(begin)

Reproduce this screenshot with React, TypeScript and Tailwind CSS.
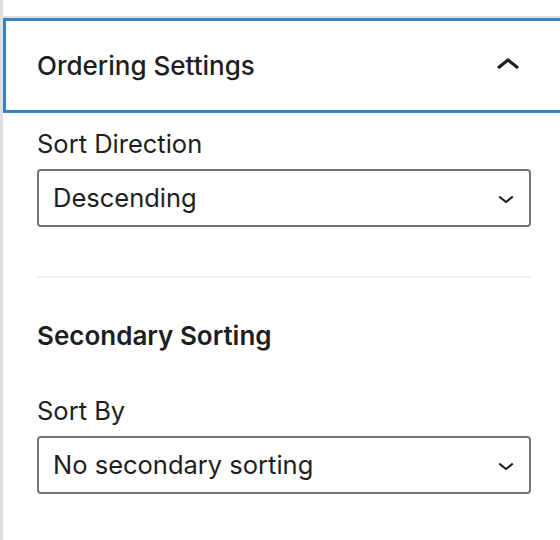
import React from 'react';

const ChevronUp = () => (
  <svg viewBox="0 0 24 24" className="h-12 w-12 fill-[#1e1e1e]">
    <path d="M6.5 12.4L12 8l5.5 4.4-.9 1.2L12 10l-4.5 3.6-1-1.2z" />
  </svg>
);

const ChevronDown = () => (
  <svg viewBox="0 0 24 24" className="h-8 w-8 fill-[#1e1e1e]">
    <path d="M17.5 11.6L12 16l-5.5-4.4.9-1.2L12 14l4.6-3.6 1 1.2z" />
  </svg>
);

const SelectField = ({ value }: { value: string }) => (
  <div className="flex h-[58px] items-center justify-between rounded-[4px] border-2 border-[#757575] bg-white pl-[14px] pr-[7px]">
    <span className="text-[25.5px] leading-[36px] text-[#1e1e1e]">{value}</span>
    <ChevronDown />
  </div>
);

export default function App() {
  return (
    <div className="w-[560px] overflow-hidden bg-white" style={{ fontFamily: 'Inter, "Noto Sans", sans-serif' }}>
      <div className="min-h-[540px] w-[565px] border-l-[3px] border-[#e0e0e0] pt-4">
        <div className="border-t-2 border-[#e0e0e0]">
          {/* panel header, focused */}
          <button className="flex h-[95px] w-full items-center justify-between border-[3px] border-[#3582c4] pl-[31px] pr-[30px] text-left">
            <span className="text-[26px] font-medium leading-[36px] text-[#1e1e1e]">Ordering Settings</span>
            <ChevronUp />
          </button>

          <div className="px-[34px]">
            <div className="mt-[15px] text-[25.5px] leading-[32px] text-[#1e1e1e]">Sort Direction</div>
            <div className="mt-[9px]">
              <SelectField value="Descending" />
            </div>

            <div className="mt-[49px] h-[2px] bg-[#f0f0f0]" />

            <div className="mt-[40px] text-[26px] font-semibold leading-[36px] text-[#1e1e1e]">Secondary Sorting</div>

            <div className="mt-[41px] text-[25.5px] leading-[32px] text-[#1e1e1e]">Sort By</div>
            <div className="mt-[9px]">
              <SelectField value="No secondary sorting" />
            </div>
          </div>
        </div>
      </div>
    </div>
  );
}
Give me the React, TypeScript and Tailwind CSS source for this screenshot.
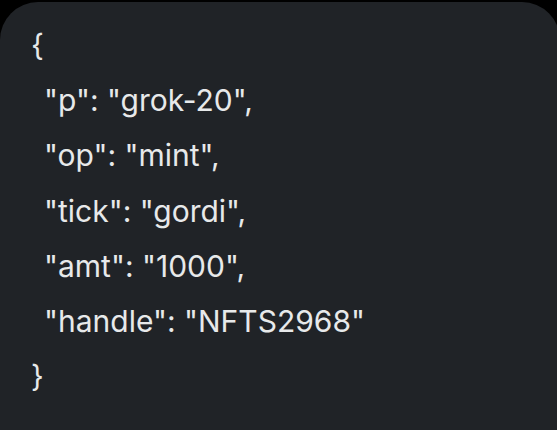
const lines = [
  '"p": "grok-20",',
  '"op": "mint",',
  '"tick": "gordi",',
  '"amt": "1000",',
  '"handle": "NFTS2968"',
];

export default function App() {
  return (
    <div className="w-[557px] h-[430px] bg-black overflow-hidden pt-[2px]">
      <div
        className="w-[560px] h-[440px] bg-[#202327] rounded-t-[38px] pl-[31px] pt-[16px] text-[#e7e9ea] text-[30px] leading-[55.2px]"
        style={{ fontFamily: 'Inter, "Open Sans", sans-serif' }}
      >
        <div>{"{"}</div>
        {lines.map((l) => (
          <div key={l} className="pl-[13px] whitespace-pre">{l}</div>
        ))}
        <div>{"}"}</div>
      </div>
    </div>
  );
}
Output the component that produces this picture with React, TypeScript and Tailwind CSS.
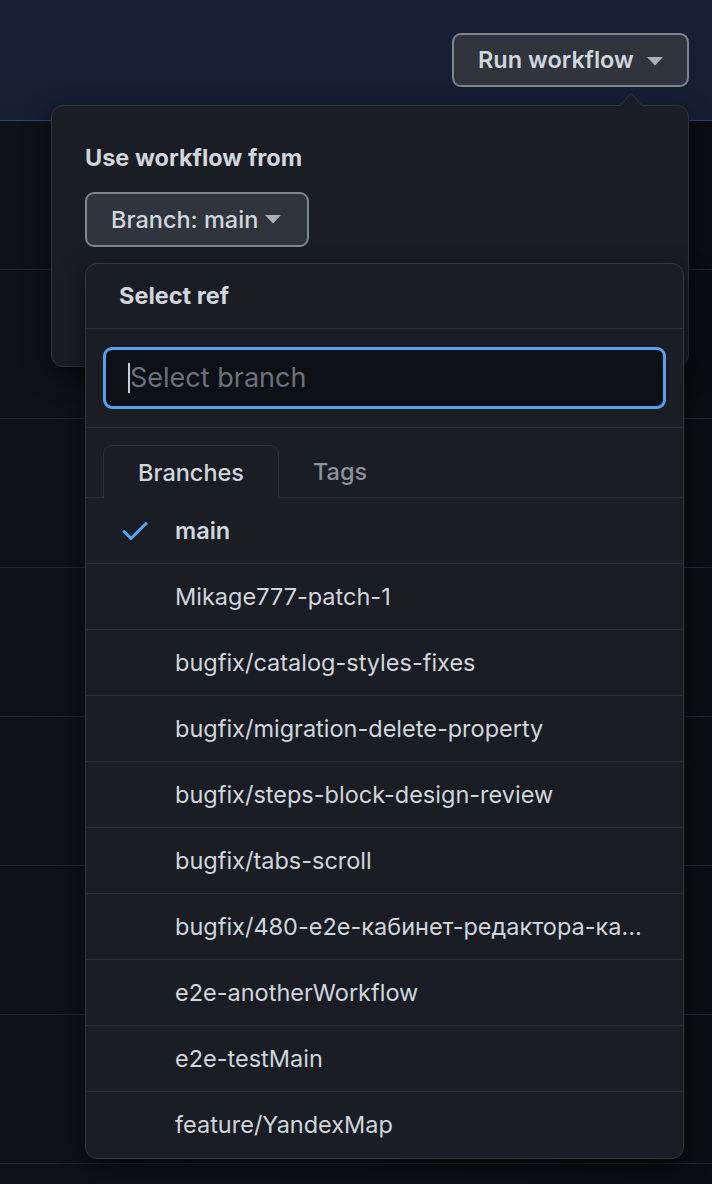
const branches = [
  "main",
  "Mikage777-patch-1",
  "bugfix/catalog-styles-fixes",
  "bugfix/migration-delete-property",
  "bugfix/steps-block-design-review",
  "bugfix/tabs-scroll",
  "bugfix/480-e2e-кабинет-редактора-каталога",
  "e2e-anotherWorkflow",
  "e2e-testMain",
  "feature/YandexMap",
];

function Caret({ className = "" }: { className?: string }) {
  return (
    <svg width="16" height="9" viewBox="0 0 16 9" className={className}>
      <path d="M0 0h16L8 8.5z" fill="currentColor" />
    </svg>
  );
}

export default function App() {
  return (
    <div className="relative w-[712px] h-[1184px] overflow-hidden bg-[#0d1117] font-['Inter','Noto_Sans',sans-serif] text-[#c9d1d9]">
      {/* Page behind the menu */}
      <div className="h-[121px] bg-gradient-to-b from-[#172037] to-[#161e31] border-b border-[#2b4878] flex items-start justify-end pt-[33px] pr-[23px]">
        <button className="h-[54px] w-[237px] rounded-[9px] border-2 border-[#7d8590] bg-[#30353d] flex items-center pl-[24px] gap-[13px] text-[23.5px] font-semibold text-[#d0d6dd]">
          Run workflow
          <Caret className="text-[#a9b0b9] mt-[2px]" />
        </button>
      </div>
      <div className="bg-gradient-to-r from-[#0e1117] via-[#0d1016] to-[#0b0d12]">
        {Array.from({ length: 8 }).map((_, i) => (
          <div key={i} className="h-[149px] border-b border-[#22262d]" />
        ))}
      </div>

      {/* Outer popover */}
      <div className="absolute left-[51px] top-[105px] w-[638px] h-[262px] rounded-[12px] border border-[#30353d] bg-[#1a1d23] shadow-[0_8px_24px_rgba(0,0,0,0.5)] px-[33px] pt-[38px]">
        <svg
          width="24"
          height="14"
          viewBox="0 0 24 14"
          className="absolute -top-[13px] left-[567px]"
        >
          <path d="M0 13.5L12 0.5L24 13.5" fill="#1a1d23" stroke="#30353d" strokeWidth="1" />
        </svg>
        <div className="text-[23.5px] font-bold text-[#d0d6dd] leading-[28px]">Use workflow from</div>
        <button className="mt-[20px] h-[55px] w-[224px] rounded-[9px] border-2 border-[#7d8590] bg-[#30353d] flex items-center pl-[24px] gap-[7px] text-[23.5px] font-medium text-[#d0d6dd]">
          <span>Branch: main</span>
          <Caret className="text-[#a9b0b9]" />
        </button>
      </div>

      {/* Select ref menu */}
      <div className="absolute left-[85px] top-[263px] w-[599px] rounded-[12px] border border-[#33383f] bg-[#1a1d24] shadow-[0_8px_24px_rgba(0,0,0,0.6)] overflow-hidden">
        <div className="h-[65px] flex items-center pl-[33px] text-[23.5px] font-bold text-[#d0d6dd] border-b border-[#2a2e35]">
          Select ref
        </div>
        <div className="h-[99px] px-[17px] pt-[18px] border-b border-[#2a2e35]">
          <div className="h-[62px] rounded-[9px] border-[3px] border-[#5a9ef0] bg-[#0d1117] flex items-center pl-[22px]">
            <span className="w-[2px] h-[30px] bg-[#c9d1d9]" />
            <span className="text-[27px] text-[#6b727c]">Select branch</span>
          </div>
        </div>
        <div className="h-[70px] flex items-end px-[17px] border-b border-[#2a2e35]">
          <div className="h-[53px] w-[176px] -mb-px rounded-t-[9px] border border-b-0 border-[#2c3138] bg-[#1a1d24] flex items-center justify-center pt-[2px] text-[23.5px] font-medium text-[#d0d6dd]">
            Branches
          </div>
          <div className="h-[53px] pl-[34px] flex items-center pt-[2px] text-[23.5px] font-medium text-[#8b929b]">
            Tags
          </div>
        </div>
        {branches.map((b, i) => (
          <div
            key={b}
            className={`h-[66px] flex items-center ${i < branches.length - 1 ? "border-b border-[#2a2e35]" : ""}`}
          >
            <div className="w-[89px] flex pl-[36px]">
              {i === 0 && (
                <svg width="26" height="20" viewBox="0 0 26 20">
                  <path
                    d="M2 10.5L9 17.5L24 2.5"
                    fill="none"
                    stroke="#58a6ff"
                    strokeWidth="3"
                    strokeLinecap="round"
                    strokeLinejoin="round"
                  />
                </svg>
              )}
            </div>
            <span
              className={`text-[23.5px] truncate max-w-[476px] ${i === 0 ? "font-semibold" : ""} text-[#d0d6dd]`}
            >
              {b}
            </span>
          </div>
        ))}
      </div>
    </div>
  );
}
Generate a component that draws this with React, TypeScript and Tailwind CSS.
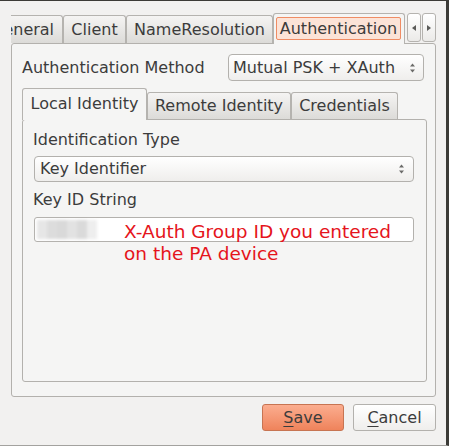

(end)

** PROBLEM REQUIREMENTS **
The records above should be reproduced exactly, with no pictures included.

** OUTPUT FOR THIS TASK **
Reproduce this screenshot with React, TypeScript and Tailwind CSS.
import React from 'react';

const ChevronUp = () => (
  <svg viewBox="0 0 24 24" className="h-12 w-12 fill-[#1e1e1e]">
    <path d="M6.5 12.4L12 8l5.5 4.4-.9 1.2L12 10l-4.5 3.6-1-1.2z" />
  </svg>
);

const ChevronDown = () => (
  <svg viewBox="0 0 24 24" className="h-8 w-8 fill-[#1e1e1e]">
    <path d="M17.5 11.6L12 16l-5.5-4.4.9-1.2L12 14l4.6-3.6 1 1.2z" />
  </svg>
);

const SelectField = ({ value }: { value: string }) => (
  <div className="flex h-[58px] items-center justify-between rounded-[4px] border-2 border-[#757575] bg-white pl-[14px] pr-[7px]">
    <span className="text-[25.5px] leading-[36px] text-[#1e1e1e]">{value}</span>
    <ChevronDown />
  </div>
);

export default function App() {
  return (
    <div className="w-[560px] overflow-hidden bg-white" style={{ fontFamily: 'Inter, "Noto Sans", sans-serif' }}>
      <div className="min-h-[540px] w-[565px] border-l-[3px] border-[#e0e0e0] pt-4">
        <div className="border-t-2 border-[#e0e0e0]">
          {/* panel header, focused */}
          <button className="flex h-[95px] w-full items-center justify-between border-[3px] border-[#3582c4] pl-[31px] pr-[30px] text-left">
            <span className="text-[26px] font-medium leading-[36px] text-[#1e1e1e]">Ordering Settings</span>
            <ChevronUp />
          </button>

          <div className="px-[34px]">
            <div className="mt-[15px] text-[25.5px] leading-[32px] text-[#1e1e1e]">Sort Direction</div>
            <div className="mt-[9px]">
              <SelectField value="Descending" />
            </div>

            <div className="mt-[49px] h-[2px] bg-[#f0f0f0]" />

            <div className="mt-[40px] text-[26px] font-semibold leading-[36px] text-[#1e1e1e]">Secondary Sorting</div>

            <div className="mt-[41px] text-[25.5px] leading-[32px] text-[#1e1e1e]">Sort By</div>
            <div className="mt-[9px]">
              <SelectField value="No secondary sorting" />
            </div>
          </div>
        </div>
      </div>
    </div>
  );
}
Give me the React, TypeScript and Tailwind CSS source for this screenshot.
const lines = [
  '"p": "grok-20",',
  '"op": "mint",',
  '"tick": "gordi",',
  '"amt": "1000",',
  '"handle": "NFTS2968"',
];

export default function App() {
  return (
    <div className="w-[557px] h-[430px] bg-black overflow-hidden pt-[2px]">
      <div
        className="w-[560px] h-[440px] bg-[#202327] rounded-t-[38px] pl-[31px] pt-[16px] text-[#e7e9ea] text-[30px] leading-[55.2px]"
        style={{ fontFamily: 'Inter, "Open Sans", sans-serif' }}
      >
        <div>{"{"}</div>
        {lines.map((l) => (
          <div key={l} className="pl-[13px] whitespace-pre">{l}</div>
        ))}
        <div>{"}"}</div>
      </div>
    </div>
  );
}
Output the component that produces this picture with React, TypeScript and Tailwind CSS.
const branches = [
  "main",
  "Mikage777-patch-1",
  "bugfix/catalog-styles-fixes",
  "bugfix/migration-delete-property",
  "bugfix/steps-block-design-review",
  "bugfix/tabs-scroll",
  "bugfix/480-e2e-кабинет-редактора-каталога",
  "e2e-anotherWorkflow",
  "e2e-testMain",
  "feature/YandexMap",
];

function Caret({ className = "" }: { className?: string }) {
  return (
    <svg width="16" height="9" viewBox="0 0 16 9" className={className}>
      <path d="M0 0h16L8 8.5z" fill="currentColor" />
    </svg>
  );
}

export default function App() {
  return (
    <div className="relative w-[712px] h-[1184px] overflow-hidden bg-[#0d1117] font-['Inter','Noto_Sans',sans-serif] text-[#c9d1d9]">
      {/* Page behind the menu */}
      <div className="h-[121px] bg-gradient-to-b from-[#172037] to-[#161e31] border-b border-[#2b4878] flex items-start justify-end pt-[33px] pr-[23px]">
        <button className="h-[54px] w-[237px] rounded-[9px] border-2 border-[#7d8590] bg-[#30353d] flex items-center pl-[24px] gap-[13px] text-[23.5px] font-semibold text-[#d0d6dd]">
          Run workflow
          <Caret className="text-[#a9b0b9] mt-[2px]" />
        </button>
      </div>
      <div className="bg-gradient-to-r from-[#0e1117] via-[#0d1016] to-[#0b0d12]">
        {Array.from({ length: 8 }).map((_, i) => (
          <div key={i} className="h-[149px] border-b border-[#22262d]" />
        ))}
      </div>

      {/* Outer popover */}
      <div className="absolute left-[51px] top-[105px] w-[638px] h-[262px] rounded-[12px] border border-[#30353d] bg-[#1a1d23] shadow-[0_8px_24px_rgba(0,0,0,0.5)] px-[33px] pt-[38px]">
        <svg
          width="24"
          height="14"
          viewBox="0 0 24 14"
          className="absolute -top-[13px] left-[567px]"
        >
          <path d="M0 13.5L12 0.5L24 13.5" fill="#1a1d23" stroke="#30353d" strokeWidth="1" />
        </svg>
        <div className="text-[23.5px] font-bold text-[#d0d6dd] leading-[28px]">Use workflow from</div>
        <button className="mt-[20px] h-[55px] w-[224px] rounded-[9px] border-2 border-[#7d8590] bg-[#30353d] flex items-center pl-[24px] gap-[7px] text-[23.5px] font-medium text-[#d0d6dd]">
          <span>Branch: main</span>
          <Caret className="text-[#a9b0b9]" />
        </button>
      </div>

      {/* Select ref menu */}
      <div className="absolute left-[85px] top-[263px] w-[599px] rounded-[12px] border border-[#33383f] bg-[#1a1d24] shadow-[0_8px_24px_rgba(0,0,0,0.6)] overflow-hidden">
        <div className="h-[65px] flex items-center pl-[33px] text-[23.5px] font-bold text-[#d0d6dd] border-b border-[#2a2e35]">
          Select ref
        </div>
        <div className="h-[99px] px-[17px] pt-[18px] border-b border-[#2a2e35]">
          <div className="h-[62px] rounded-[9px] border-[3px] border-[#5a9ef0] bg-[#0d1117] flex items-center pl-[22px]">
            <span className="w-[2px] h-[30px] bg-[#c9d1d9]" />
            <span className="text-[27px] text-[#6b727c]">Select branch</span>
          </div>
        </div>
        <div className="h-[70px] flex items-end px-[17px] border-b border-[#2a2e35]">
          <div className="h-[53px] w-[176px] -mb-px rounded-t-[9px] border border-b-0 border-[#2c3138] bg-[#1a1d24] flex items-center justify-center pt-[2px] text-[23.5px] font-medium text-[#d0d6dd]">
            Branches
          </div>
          <div className="h-[53px] pl-[34px] flex items-center pt-[2px] text-[23.5px] font-medium text-[#8b929b]">
            Tags
          </div>
        </div>
        {branches.map((b, i) => (
          <div
            key={b}
            className={`h-[66px] flex items-center ${i < branches.length - 1 ? "border-b border-[#2a2e35]" : ""}`}
          >
            <div className="w-[89px] flex pl-[36px]">
              {i === 0 && (
                <svg width="26" height="20" viewBox="0 0 26 20">
                  <path
                    d="M2 10.5L9 17.5L24 2.5"
                    fill="none"
                    stroke="#58a6ff"
                    strokeWidth="3"
                    strokeLinecap="round"
                    strokeLinejoin="round"
                  />
                </svg>
              )}
            </div>
            <span
              className={`text-[23.5px] truncate max-w-[476px] ${i === 0 ? "font-semibold" : ""} text-[#d0d6dd]`}
            >
              {b}
            </span>
          </div>
        ))}
      </div>
    </div>
  );
}
Generate a component that draws this with React, TypeScript and Tailwind CSS.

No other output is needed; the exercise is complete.